Dow soared an astounding 369 (closing near the highs), advancers over decliners an unimpressive 2-1 & NAZ jumped 104. The MLP index dropped 9+ to the 268s (first reached 10 years ago) & the REIT index went up 5+ to go over 320. Junk bond funds fluctuated & Treasuries rose, dropping the yield on the 10 year Treasury 6bp. Oil sank to 40, a key support level, on news from the OPEC meeting (see below) & gold exploded, its biggest gain in 2 years.
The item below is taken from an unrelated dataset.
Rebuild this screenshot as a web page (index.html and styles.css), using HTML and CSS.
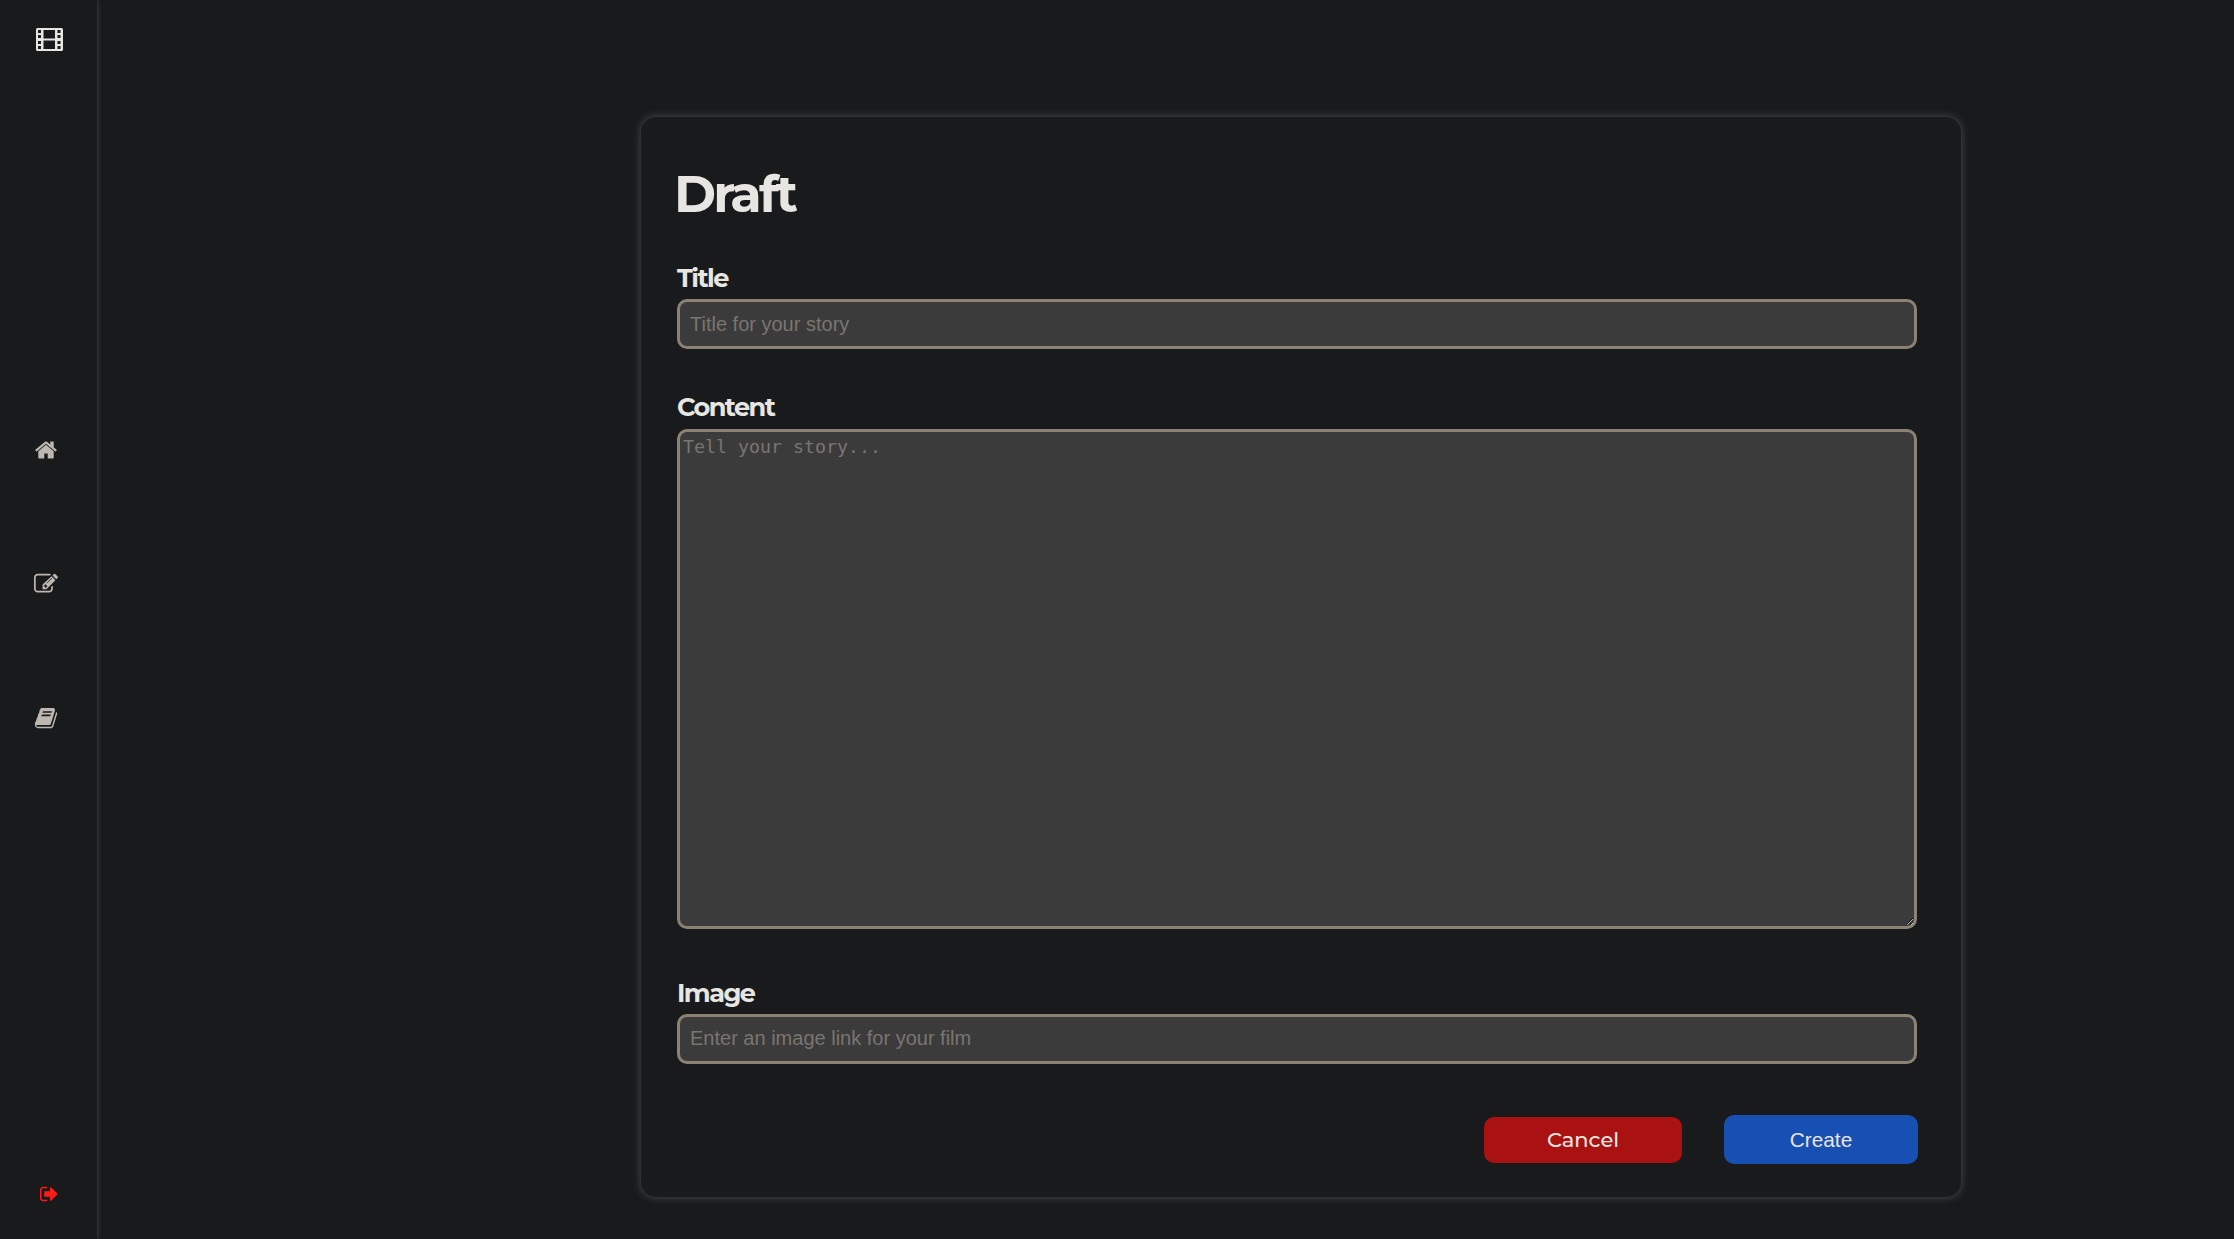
FILE: index.html
```html
<!DOCTYPE html>
<html lang="en">
<head>
<meta charset="utf-8">
<title>Draft</title>
<link rel="stylesheet" href="styles.css">
</head>
<body>
<div class="app">
  <aside class="sidebar">
    <a class="logo" aria-label="Films">
      <svg width="27" height="23" viewBox="0 0 27 23"><path fill-rule="evenodd" d="M1.5 0h24Q27 0 27 1.500v20q0 1.500-1.500 1.500h-24Q0 23 0 21.500v-20Q0 0 1.500 0zM2 2v3h3V2zm0 5v3h3V7zm0 6v3h3v-3zm0 5v3h3v-3zM21.500 2v3h3V2zm0 5v3h3V7zm0 6v3h3v-3zm0 5v3h3v-3zM7.500 2v8.500H19V2zm0 10.500V21H19v-8.500z"/></svg>
    </a>
    <nav class="nav">
      <a aria-label="Home"><svg width="24" height="24" viewBox="0 0 1792 1792"><path d="M1472 992v480q0 26-19 45t-45 19H1024v-384H768v384H384q-26 0-45-19t-19-45V992q0-1 .5-3t.5-3l575-474 575 474q1 2 1 6zm223-69l-62 74q-8 9-21 11h-3q-13 0-21-7L896 424l-692 577q-12 8-24 7-13-2-21-11l-62-74q-8-10-7-23.500t11-21.500l719-599q32-26 76-26t76 26l244 204V288q0-14 9-23t23-9h192q14 0 23 9t9 23v408l219 182q10 8 11 21.500t-7 23.500z"/></svg></a>
      <a aria-label="Write"><svg width="24" height="24" viewBox="0 0 1792 1792"><path d="M888 1184l116-116-152-152-116 116v56h96v96h56zm440-720q-16-16-33 1L945 815q-17 17-1 33t33-1l350-350q17-17 1-33zm80 594v190q0 119-84.500 203.500T1120 1536H288q-119 0-203.500-84.500T0 1248V416q0-119 84.500-203.500T288 128h832q63 0 117 25 15 7 18 23 3 17-9 29l-49 49q-14 14-32 8-23-6-45-6H288q-66 0-113 47t-47 113v832q0 66 47 113t113 47h832q66 0 113-47t47-113v-126q0-13 9-22l64-64q15-15 35-7t20 29zm-96-738l288 288-672 672H640V928zm444 132l-92 92-288-288 92-92q28-28 68-28t68 28l152 152q28 28 28 68t-28 68z"/></svg></a>
      <a aria-label="Stories"><svg width="24" height="24" viewBox="-64 0 1792 1792"><path d="M1639 478q40 57 18 129l-275 906q-19 64-76.500 107.500T1183 1664H260q-77 0-148.500-53.500T12 1479q-24-67-2-127 0-4 3-27t4-37q1-8-3-21.500t-3-19.500q2-11 8-21t16.500-23.500T52 1179q23-38 45-91.500t30-91.500q3-10 .5-30t-.5-28q3-11 17-28t17-23q21-36 42-92t25-90q1-9-2.500-32t.5-28q4-13 22-30.500t22-22.500q19-26 42.500-84.500T340 411q1-8-3-25.500t-2-26.500q2-8 9-18t18-23 17-21q8-12 16.500-30.500t15-35 16-36 19.500-32 26.500-23.500 36-11.500T556 153l-1 3q38-9 51-9h761q74 0 114 56t18 130l-274 906q-36 119-71.500 153.500T1025 1427H156q-27 0-38 15-11 16-1 43 24 70 144 70h923q29 0 56-15.500t35-41.500l300-987q7-22 5-57 38 15 59 43zm-1064 2q-4 13 2 22.500t20 9.500h608q13 0 25.500-9.500T1247 480l21-64q4-13-2-22.500t-20-9.500H638q-13 0-25.500 9.500T596 416zm-83 256q-4 13 2 22.500t20 9.500h608q13 0 25.500-9.500T1164 736l21-64q4-13-2-22.500t-20-9.500H555q-13 0-25.500 9.500T513 672z"/></svg></a>
    </nav>
    <a class="logout" aria-label="Sign out"><svg width="20" height="20" viewBox="0 0 1792 1792"><path d="M640 1440q0 4 1 20t.5 26.500-3 23.500-10 19.500-20.500 6.500H288q-119 0-203.500-84.500T0 1248V544q0-119 84.500-203.500T288 256h320q13 0 22.500 9.500T640 288q0 4 1 20t.5 26.500-3 23.500-10 19.500T608 384H288q-66 0-113 47t-47 113v704q0 66 47 113t113 47h312l11.500 1 11.500 3 8 5.500 7 9 2 13.500zm928-544q0 26-19 45l-544 544q-19 19-45 19t-45-19-19-45v-288H448q-26 0-45-19t-19-45V704q0-26 19-45t45-19h448V352q0-26 19-45t45-19 45 19l544 544q19 19 19 45z"/></svg></a>
  </aside>
  <main class="main">
    <form class="card">
      <h1>Draft</h1>
      <label class="label label-title" for="title">Title</label>
      <input class="field" id="title" type="text" placeholder="Title for your story">
      <label class="label label-content" for="content">Content</label>
      <textarea class="field story" id="content" placeholder="Tell your story..."></textarea>
      <label class="label label-image" for="image">Image</label>
      <input class="field link" id="image" type="text" placeholder="Enter an image link for your film">
      <div class="actions">
        <button class="btn cancel" type="button">Cancel</button>
        <button class="btn create" type="button">Create</button>
      </div>
    </form>
  </main>
</div>
</body>
</html>
```

FILE: styles.css
```css
* { box-sizing: border-box; }

body {
  margin: 0;
  background: #181a1b;
  color: #e8e6e3;
  font-family: Montserrat, Inter, sans-serif;
}

.app {
  display: flex;
  height: 1239px;
  overflow: hidden;
}

.sidebar {
  display: flex;
  flex-direction: column;
  flex: none;
  width: 97px;
  padding: 28px 0 35px;
  background: #181a1b;
  box-shadow: 0 0 5px #4a4e50;
}

.sidebar svg { display: block; fill: currentColor; }
.logo { height: 23px; padding-left: 36px; }

.nav {
  display: flex;
  flex-direction: column;
  gap: 110px;
  padding: 387px 0 0 34px;
  color: #bdb7af;
}

.logout {
  margin-top: auto;
  padding-left: 40px;
  color: #ff1a1a;
}

.main {
  flex: 1;
  padding: 117px 0 0 544px;
}

.card {
  display: flex;
  flex-direction: column;
  width: 1320px;
  height: 1080px;
  padding: 46px 44px 0 36px;
  border-radius: 15px;
  box-shadow: 0 0 8px #4a5052;
}

h1 {
  height: 60px;
  margin: 0 0 0 -3px;
  font-size: 51px;
  font-weight: 700;
  line-height: 62px;
  letter-spacing: -2.900px;
}

.label {
  height: 32px;
  font-size: 25.600px;
  font-weight: 700;
  line-height: 32px;
  letter-spacing: -1.550px;
}

.label-title { margin: 39px 0 5px; }
.label-content { margin: 42px 0 6px; }
.label-image { margin: 48px 0 5px; }

.field {
  flex: none;
  width: 1240px;
  height: 50px;
  margin: 0;
  padding: 1px 10px 0;
  border: 3px solid #8c8273;
  border-radius: 10px;
  background: #3b3b3b;
  color: #e8e6e3;
  font: 20px "Liberation Sans", Arial, sans-serif;
}

.link { padding: 0 10px 1px; }

.field::placeholder { color: #79756f; opacity: 1; }

.story {
  height: 500px;
  padding: 3px;
  font: 18.270px/24px "DejaVu Sans Mono", monospace;
}

.actions {
  display: flex;
  justify-content: flex-end;
  align-items: center;
  gap: 42px;
  height: 49px;
  margin: 51px -1px 0 0;
}

.btn {
  padding: 0;
  border: 0;
  border-radius: 10px;
  color: #e8e6e3;
}

.cancel {
  width: 198px;
  height: 46px;
  background: #aa1111;
  font: 500 21px Montserrat, Inter, sans-serif;
}

.create {
  width: 194px;
  height: 49px;
  background: #184fb3;
  font: 20.800px "Liberation Sans", Arial, sans-serif;
}
```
AMJ (Alerian MLP Index tracking fund)
Mario Draghi defended the ECB expanded stimulus program a day after investors panned it, while saying further action can be taken if needed. The combination of measures “was not a package meant to address market expectations,” he said. “It was meant to address the reaching of our objectives.” Draghi argued that the newest measures announced, including the reinvestment of principal payments on the debt held, will add €680B ($740B) in liquidity to the system by 2019. The package was precisely designed to react to a situation where the euro-area recovery is continuing steadily while prices remain too susceptible to slipping into deflation, he argued, & added that there had a been very broad support on the Governing Council to the proposal. “It was not a revolution,” Draghi said, calling the package a “recalibration.” “It was not a novel monetary policy change.” Even so, he said that should economic conditions change, he’s ready to do more if needed. “There cannot be any limit to how far we are willing to deploy our instruments, within our mandate,” he said. “QE is here to stay.” The ECB pres said that the institution has “broad discretion” to design programs within its mandate to reach its goals, including the active use of the balance sheet. The inflation rate in the euro area was only 0.1% in Nov. “We will secure the return of inflation to 2 percent without undue delay,” Draghi said. “Thanks to our monetary-policy actions, the risk of deflation in the euro area is firmly off the table.”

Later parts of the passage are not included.